Two experiments were designed to explore these sampling issues. The first experiment entailed the application of different sampling operators for the extraction of attributes from the centroid, maximum slope, median slope, and minimum slope of landslide and run-out. In the second experiment, this study categorized the run-out samples into the following: (1) An independent (run-out) class, (2) a run-out combined with landslide (source) class, and (3) a run-out combined with non-landslide class. RF was selected to perform landslide susceptibility modeling with geo-spatial data (i.e., remote sensing and GIS data) on the basis of the grid mapping unit, which is a popular and simple analytic format. In addition, this study combined cost-sensitive analysis with RF to adjust the decision boundary of constructed models and thereby reduce extremely high false alarm or missing errors.
The effectiveness of automatic statistical sampling methods and cost-sensitive analysis as well as the influence of the run-out area were demonstrated for the study site. These achievements also reveal the significance of landslide inventory in which the considered classes and completeness affect the quality and development of consequent tasks within the landslide risk assessment and management framework. More precisely, the run-out area and topological relationship may be considered independent categories in the landslide records when producing a landslide inventory. The primary limitation of this study is that the constructed models are only suited to the regional scale and may be difficult to apply to other sites. In other words, the outcomes are empirical rather than knowledge based. The landslide susceptibility determined in this study is the spatial likelihood of landslide occurrence instead of the probability. The reason for this is that general data-driven (include data mining) algorithms directly explore the relationship between the collected landslide factors and inventory, and the generalization of these outcomes is a general rule that should be further evaluated. However, the study cases demonstrated the feasibility of the proposed procedure, suggesting that the developed procedure can be used for other sites. The generated landslide susceptibility maps can also be used for land planning, disaster insurance, and rescue purposes.

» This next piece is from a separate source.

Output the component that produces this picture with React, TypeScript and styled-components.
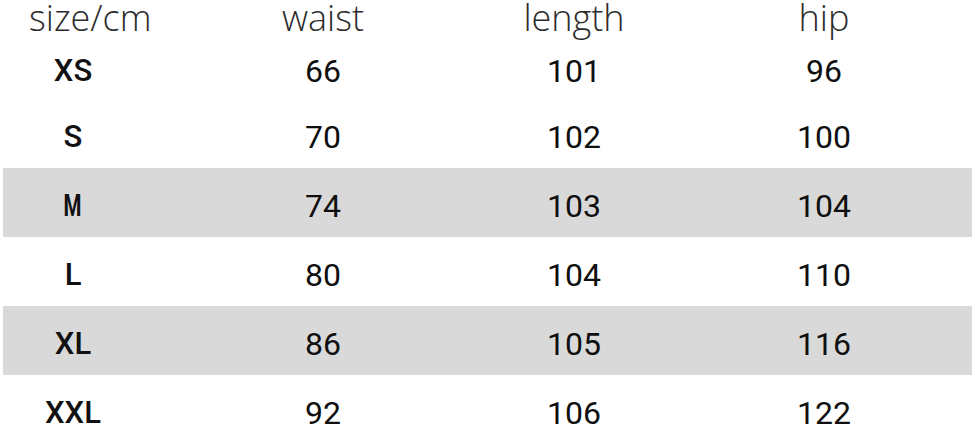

Previous works have focused on the modeling of landslide and non-landslide labels with ratios of 1:1 to 1:10 [100
]. However, the effect of number of run-out samples in the landslide susceptibility modeling process has not been discussed. Regarding the class ratio of classes, this study utilized all the landslide source and run-out samples extracted from the landslide inventory. The amount of non-landslide samples was set to be equal to the sum of the landslide source and run-out classes. Perhaps the impact of the number of samples and labels can be examined further in future.

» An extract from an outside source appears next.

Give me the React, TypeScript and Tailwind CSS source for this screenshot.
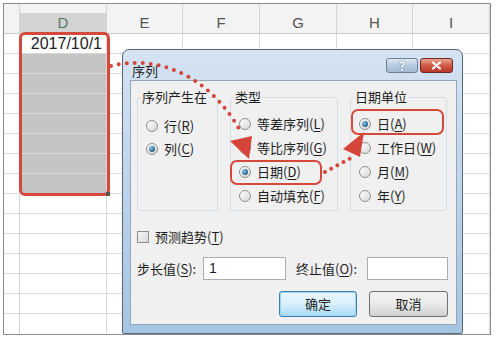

Landslide inventory is a critical factor in the landslide risk assessment and management framework, and its labels (i.e., landslide source, run-out, and non-landslide), completeness, and topological relationships will increase the value to subsequent tasks. It may be of interest for future research to apply object-oriented classification [62
] to preserve the completeness and topological relationships of landslide-affected regions and to develop a semi-automatic or automatic approach to further extract run-out areas from these regions and generate the complete landslide inventory. After that, the run-out patterns derived from the landslide susceptibility models may be adequate for further evaluating related parameters such as run-out distance and damage corridor width, as described in Dai et al. [10
]. Finally, future research may also examine the effect of the quality, number of classes (labels), and sample ratios of landslide susceptibility models on the consequent tasks within the landslide risk assessment and management framework.